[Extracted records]
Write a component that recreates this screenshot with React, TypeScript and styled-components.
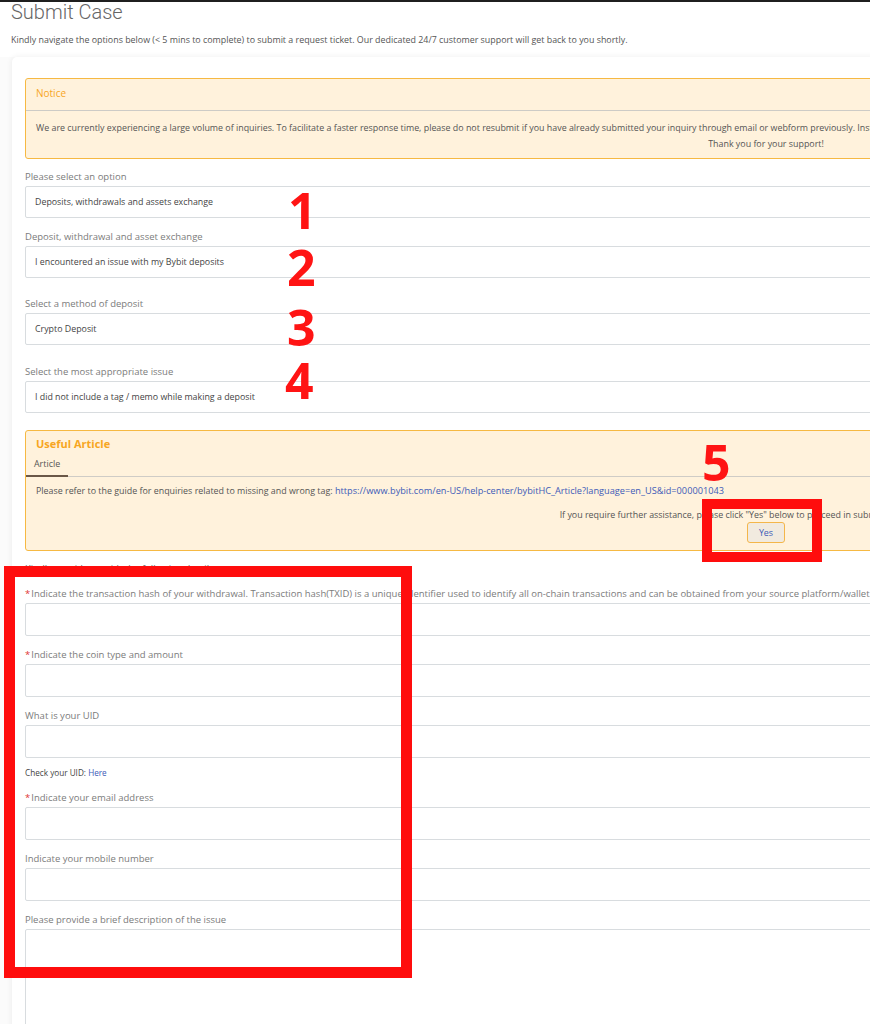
import React from "react";
import styled, { createGlobalStyle } from "styled-components";

const GlobalStyle = createGlobalStyle`
  html, body {
    margin: 0;
    padding: 0;
    background: #fbfbfb;
    overflow: hidden;
  }
  body {
    font-family: "Open Sans", "Noto Sans", Arial, sans-serif;
    color: #555;
  }
  * { box-sizing: border-box; }
`;

const Page = styled.div`
  position: relative;
  width: 1532px;
  min-height: 1024px;
`;

const TopRule = styled.div`
  height: 2px;
  background: #1f1f1f;
`;

const Header = styled.header`
  background: #fff;
  padding: 0 11px 11px;
`;

const Title = styled.h1`
  margin: 0;
  font-family: Roboto, "Open Sans", sans-serif;
  font-size: 20px;
  line-height: 20px;
  font-weight: 300;
  color: #666;
`;

const Intro = styled.p`
  margin: 12px 0 0;
  font-size: 8.9px;
  line-height: 12px;
  color: #555;
`;

const Card = styled.section`
  margin: 0 12px;
  background: #fff;
  border-radius: 5px;
  box-shadow: 0 0 6px rgba(0, 0, 0, 0.07);
  padding: 21px 13px 40px;
`;

const Callout = styled.div`
  border: 1px solid #f6b943;
  background: #fff2dc;
  border-radius: 3px;
`;

const NoticeHead = styled.div`
  height: 32px;
  display: flex;
  align-items: center;
  padding: 0 10px 3px;
  font-size: 10px;
  color: #f7a61f;
  border-bottom: 1px solid #cdcbc6;
`;

const NoticeBody = styled.div`
  padding: 9px 10px 6px;
  font-size: 8.9px;
  line-height: 16px;
  color: #555;
`;

const LeftLine = styled.div`
  white-space: nowrap;
`;

const CenterLine = styled.div`
  text-align: center;
`;

const Field = styled.div<{ $gap: number }>`
  margin-top: ${(p) => p.$gap}px;
`;

const Label = styled.div`
  font-size: 9.5px;
  line-height: 12px;
  color: #7b7b7b;
  margin-bottom: 3px;
  white-space: nowrap;
`;

const Star = styled.span`
  color: #e03434;
  margin-right: 1px;
`;

const SelectBox = styled.div`
  height: 32px;
  border: 1px solid #d8dcdf;
  border-radius: 2px;
  background: #fff;
  display: flex;
  align-items: center;
  padding: 0 9px;
  font-size: 8.85px;
  color: #444;
`;

const Input = styled.div<{ $tall?: boolean }>`
  height: ${(p) => (p.$tall ? 140 : 33)}px;
  border: 1px solid #d8dcdf;
  border-radius: 2px;
  background: #fff;
`;

const ArticleHead = styled.div`
  padding: 5px 10px 0;
  font-size: 11px;
  line-height: 16px;
  font-weight: 700;
  color: #f7a61f;
`;

const TabList = styled.div`
  display: flex;
  border-bottom: 1px solid #cfccc6;
`;

const Tab = styled.div`
  padding: 6px 8px 5px;
  font-size: 8.9px;
  line-height: 12px;
  color: #555;
  border-bottom: 2px solid #6a5747;
  margin-bottom: -1px;
`;

const ArticleBody = styled.div`
  padding: 8px 10px 7px;
  font-size: 8.9px;
  line-height: 12px;
  color: #555;
`;

const Link = styled.a`
  color: #3d5bb8;
  text-decoration: none;
`;

const ArticleLink = styled(Link)`
  font-size: 9.2px;
`;

const Assist = styled.div`
  margin-top: 12px;
  text-align: center;
  white-space: nowrap;
`;

const YesButton = styled.button`
  display: block;
  margin: 1px auto 0;
  width: 38px;
  height: 21px;
  border: 1px solid #f4b64a;
  border-radius: 3px;
  background: #f1eadf;
  color: #3d5bb8;
  font-family: inherit;
  font-size: 8.9px;
  padding: 0;
`;

const SectionNote = styled.div`
  margin-top: 12px;
  font-size: 9.5px;
  line-height: 12px;
  color: #666;
`;

const Hint = styled.div`
  margin-top: 9px;
  font-size: 8.2px;
  line-height: 12px;
  color: #444;
`;

/* Annotation layer drawn over the form */
const Marker = styled.div`
  position: absolute;
  border: 11px solid #ff0d0d;
`;

const Num = styled.span`
  position: absolute;
  font-family: "Open Sans", "Liberation Sans", sans-serif;
  font-weight: 700;
  font-size: 50px;
  line-height: 1;
  color: #ff1414;
`;

const selects = [
  { label: "Please select an option", value: "Deposits, withdrawals and assets exchange", gap: 12 },
  { label: "Deposit, withdrawal and asset exchange", value: "I encountered an issue with my Bybit deposits", gap: 13 },
  { label: "Select a method of deposit", value: "Crypto Deposit", gap: 20 },
  { label: "Select the most appropriate issue", value: "I did not include a tag / memo while making a deposit", gap: 21 },
];

const numbers = [
  { n: "1", left: 288, top: 185 },
  { n: "2", left: 287, top: 242 },
  { n: "3", left: 287, top: 302 },
  { n: "4", left: 285, top: 355 },
  { n: "5", left: 702, top: 437 },
];

export default function App() {
  return (
    <Page>
      <GlobalStyle />
      <TopRule />
      <Header>
        <Title>Submit Case</Title>
        <Intro>
          Kindly navigate the options below (&lt; 5 mins to complete) to submit a request ticket. Our dedicated 24/7
          customer support will get back to you shortly.
        </Intro>
      </Header>

      <Card>
        <Callout>
          <NoticeHead>Notice</NoticeHead>
          <NoticeBody>
            <LeftLine>
              We are currently experiencing a large volume of inquiries. To facilitate a faster response time, please do
              not resubmit if you have already submitted your inquiry through email or webform previously. Instead, please
              wait for our reply and we will get back to you as soon as possible.
            </LeftLine>
            <CenterLine>Thank you for your support!</CenterLine>
          </NoticeBody>
        </Callout>

        {selects.map((s) => (
          <Field key={s.label} $gap={s.gap}>
            <Label>{s.label}</Label>
            <SelectBox>{s.value}</SelectBox>
          </Field>
        ))}

        <Field $gap={17}>
          <Callout>
            <ArticleHead>Useful Article</ArticleHead>
            <TabList>
              <Tab>Article</Tab>
            </TabList>
            <ArticleBody>
              Please refer to the guide for enquiries related to missing and wrong tag:{" "}
              <ArticleLink href="#">
                https://www.bybit.com/en-US/help-center/bybitHC_Article?language=en_US&amp;id=000001043
              </ArticleLink>
              <Assist>
                If you require further assistance, please click "Yes" below to proceed in submitting a new case ticket.
              </Assist>
              <YesButton>Yes</YesButton>
            </ArticleBody>
          </Callout>
        </Field>

        <SectionNote>Kindly provide us with the following details</SectionNote>

        <Field $gap={13}>
          <Label>
            <Star>*</Star>Indicate the transaction hash of your withdrawal. Transaction hash(TXID) is a unique identifier
            used to identify all on-chain transactions and can be obtained from your source platform/wallet.
          </Label>
          <Input />
        </Field>
        <Field $gap={13}>
          <Label>
            <Star>*</Star>Indicate the coin type and amount
          </Label>
          <Input />
        </Field>
        <Field $gap={13}>
          <Label>What is your UID</Label>
          <Input />
        </Field>
        <Hint>
          Check your UID: <Link href="#">Here</Link>
        </Hint>
        <Field $gap={13}>
          <Label>
            <Star>*</Star>Indicate your email address
          </Label>
          <Input />
        </Field>
        <Field $gap={13}>
          <Label>Indicate your mobile number</Label>
          <Input />
        </Field>
        <Field $gap={13}>
          <Label>Please provide a brief description of the issue</Label>
          <Input $tall />
        </Field>
      </Card>

      <Marker style={{ left: 4, top: 566, width: 408, height: 412 }} />
      <Marker style={{ left: 702, top: 499, width: 120, height: 63, borderWidth: 10 }} />
      {numbers.map((d) => (
        <Num key={d.n} style={{ left: d.left, top: d.top }}>
          {d.n}
        </Num>
      ))}
    </Page>
  );
}
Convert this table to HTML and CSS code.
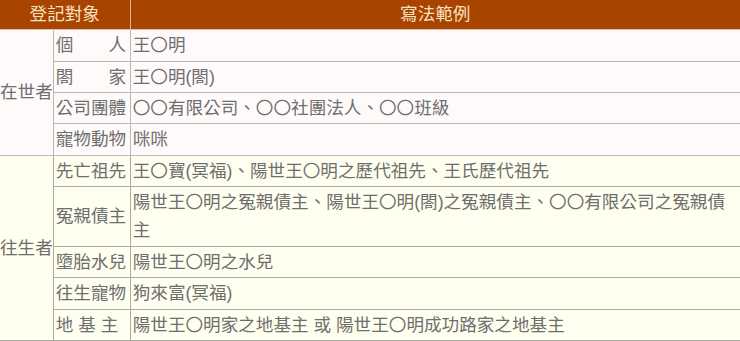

» Given request: Replicate the material above verbatim; images stay out of the copy.

» Task result:
Write a component that recreates this screenshot with React, TypeScript and styled-components.
import React from "react";
import styled, { createGlobalStyle } from "styled-components";

const GlobalStyle = createGlobalStyle`
  html, body {
    margin: 0;
    padding: 0;
    background: #fbfbfb;
    overflow: hidden;
  }
  body {
    font-family: "Open Sans", "Noto Sans", Arial, sans-serif;
    color: #555;
  }
  * { box-sizing: border-box; }
`;

const Page = styled.div`
  position: relative;
  width: 1532px;
  min-height: 1024px;
`;

const TopRule = styled.div`
  height: 2px;
  background: #1f1f1f;
`;

const Header = styled.header`
  background: #fff;
  padding: 0 11px 11px;
`;

const Title = styled.h1`
  margin: 0;
  font-family: Roboto, "Open Sans", sans-serif;
  font-size: 20px;
  line-height: 20px;
  font-weight: 300;
  color: #666;
`;

const Intro = styled.p`
  margin: 12px 0 0;
  font-size: 8.9px;
  line-height: 12px;
  color: #555;
`;

const Card = styled.section`
  margin: 0 12px;
  background: #fff;
  border-radius: 5px;
  box-shadow: 0 0 6px rgba(0, 0, 0, 0.07);
  padding: 21px 13px 40px;
`;

const Callout = styled.div`
  border: 1px solid #f6b943;
  background: #fff2dc;
  border-radius: 3px;
`;

const NoticeHead = styled.div`
  height: 32px;
  display: flex;
  align-items: center;
  padding: 0 10px 3px;
  font-size: 10px;
  color: #f7a61f;
  border-bottom: 1px solid #cdcbc6;
`;

const NoticeBody = styled.div`
  padding: 9px 10px 6px;
  font-size: 8.9px;
  line-height: 16px;
  color: #555;
`;

const LeftLine = styled.div`
  white-space: nowrap;
`;

const CenterLine = styled.div`
  text-align: center;
`;

const Field = styled.div<{ $gap: number }>`
  margin-top: ${(p) => p.$gap}px;
`;

const Label = styled.div`
  font-size: 9.5px;
  line-height: 12px;
  color: #7b7b7b;
  margin-bottom: 3px;
  white-space: nowrap;
`;

const Star = styled.span`
  color: #e03434;
  margin-right: 1px;
`;

const SelectBox = styled.div`
  height: 32px;
  border: 1px solid #d8dcdf;
  border-radius: 2px;
  background: #fff;
  display: flex;
  align-items: center;
  padding: 0 9px;
  font-size: 8.85px;
  color: #444;
`;

const Input = styled.div<{ $tall?: boolean }>`
  height: ${(p) => (p.$tall ? 140 : 33)}px;
  border: 1px solid #d8dcdf;
  border-radius: 2px;
  background: #fff;
`;

const ArticleHead = styled.div`
  padding: 5px 10px 0;
  font-size: 11px;
  line-height: 16px;
  font-weight: 700;
  color: #f7a61f;
`;

const TabList = styled.div`
  display: flex;
  border-bottom: 1px solid #cfccc6;
`;

const Tab = styled.div`
  padding: 6px 8px 5px;
  font-size: 8.9px;
  line-height: 12px;
  color: #555;
  border-bottom: 2px solid #6a5747;
  margin-bottom: -1px;
`;

const ArticleBody = styled.div`
  padding: 8px 10px 7px;
  font-size: 8.9px;
  line-height: 12px;
  color: #555;
`;

const Link = styled.a`
  color: #3d5bb8;
  text-decoration: none;
`;

const ArticleLink = styled(Link)`
  font-size: 9.2px;
`;

const Assist = styled.div`
  margin-top: 12px;
  text-align: center;
  white-space: nowrap;
`;

const YesButton = styled.button`
  display: block;
  margin: 1px auto 0;
  width: 38px;
  height: 21px;
  border: 1px solid #f4b64a;
  border-radius: 3px;
  background: #f1eadf;
  color: #3d5bb8;
  font-family: inherit;
  font-size: 8.9px;
  padding: 0;
`;

const SectionNote = styled.div`
  margin-top: 12px;
  font-size: 9.5px;
  line-height: 12px;
  color: #666;
`;

const Hint = styled.div`
  margin-top: 9px;
  font-size: 8.2px;
  line-height: 12px;
  color: #444;
`;

/* Annotation layer drawn over the form */
const Marker = styled.div`
  position: absolute;
  border: 11px solid #ff0d0d;
`;

const Num = styled.span`
  position: absolute;
  font-family: "Open Sans", "Liberation Sans", sans-serif;
  font-weight: 700;
  font-size: 50px;
  line-height: 1;
  color: #ff1414;
`;

const selects = [
  { label: "Please select an option", value: "Deposits, withdrawals and assets exchange", gap: 12 },
  { label: "Deposit, withdrawal and asset exchange", value: "I encountered an issue with my Bybit deposits", gap: 13 },
  { label: "Select a method of deposit", value: "Crypto Deposit", gap: 20 },
  { label: "Select the most appropriate issue", value: "I did not include a tag / memo while making a deposit", gap: 21 },
];

const numbers = [
  { n: "1", left: 288, top: 185 },
  { n: "2", left: 287, top: 242 },
  { n: "3", left: 287, top: 302 },
  { n: "4", left: 285, top: 355 },
  { n: "5", left: 702, top: 437 },
];

export default function App() {
  return (
    <Page>
      <GlobalStyle />
      <TopRule />
      <Header>
        <Title>Submit Case</Title>
        <Intro>
          Kindly navigate the options below (&lt; 5 mins to complete) to submit a request ticket. Our dedicated 24/7
          customer support will get back to you shortly.
        </Intro>
      </Header>

      <Card>
        <Callout>
          <NoticeHead>Notice</NoticeHead>
          <NoticeBody>
            <LeftLine>
              We are currently experiencing a large volume of inquiries. To facilitate a faster response time, please do
              not resubmit if you have already submitted your inquiry through email or webform previously. Instead, please
              wait for our reply and we will get back to you as soon as possible.
            </LeftLine>
            <CenterLine>Thank you for your support!</CenterLine>
          </NoticeBody>
        </Callout>

        {selects.map((s) => (
          <Field key={s.label} $gap={s.gap}>
            <Label>{s.label}</Label>
            <SelectBox>{s.value}</SelectBox>
          </Field>
        ))}

        <Field $gap={17}>
          <Callout>
            <ArticleHead>Useful Article</ArticleHead>
            <TabList>
              <Tab>Article</Tab>
            </TabList>
            <ArticleBody>
              Please refer to the guide for enquiries related to missing and wrong tag:{" "}
              <ArticleLink href="#">
                https://www.bybit.com/en-US/help-center/bybitHC_Article?language=en_US&amp;id=000001043
              </ArticleLink>
              <Assist>
                If you require further assistance, please click "Yes" below to proceed in submitting a new case ticket.
              </Assist>
              <YesButton>Yes</YesButton>
            </ArticleBody>
          </Callout>
        </Field>

        <SectionNote>Kindly provide us with the following details</SectionNote>

        <Field $gap={13}>
          <Label>
            <Star>*</Star>Indicate the transaction hash of your withdrawal. Transaction hash(TXID) is a unique identifier
            used to identify all on-chain transactions and can be obtained from your source platform/wallet.
          </Label>
          <Input />
        </Field>
        <Field $gap={13}>
          <Label>
            <Star>*</Star>Indicate the coin type and amount
          </Label>
          <Input />
        </Field>
        <Field $gap={13}>
          <Label>What is your UID</Label>
          <Input />
        </Field>
        <Hint>
          Check your UID: <Link href="#">Here</Link>
        </Hint>
        <Field $gap={13}>
          <Label>
            <Star>*</Star>Indicate your email address
          </Label>
          <Input />
        </Field>
        <Field $gap={13}>
          <Label>Indicate your mobile number</Label>
          <Input />
        </Field>
        <Field $gap={13}>
          <Label>Please provide a brief description of the issue</Label>
          <Input $tall />
        </Field>
      </Card>

      <Marker style={{ left: 4, top: 566, width: 408, height: 412 }} />
      <Marker style={{ left: 702, top: 499, width: 120, height: 63, borderWidth: 10 }} />
      {numbers.map((d) => (
        <Num key={d.n} style={{ left: d.left, top: d.top }}>
          {d.n}
        </Num>
      ))}
    </Page>
  );
}
Convert this table to HTML and CSS code.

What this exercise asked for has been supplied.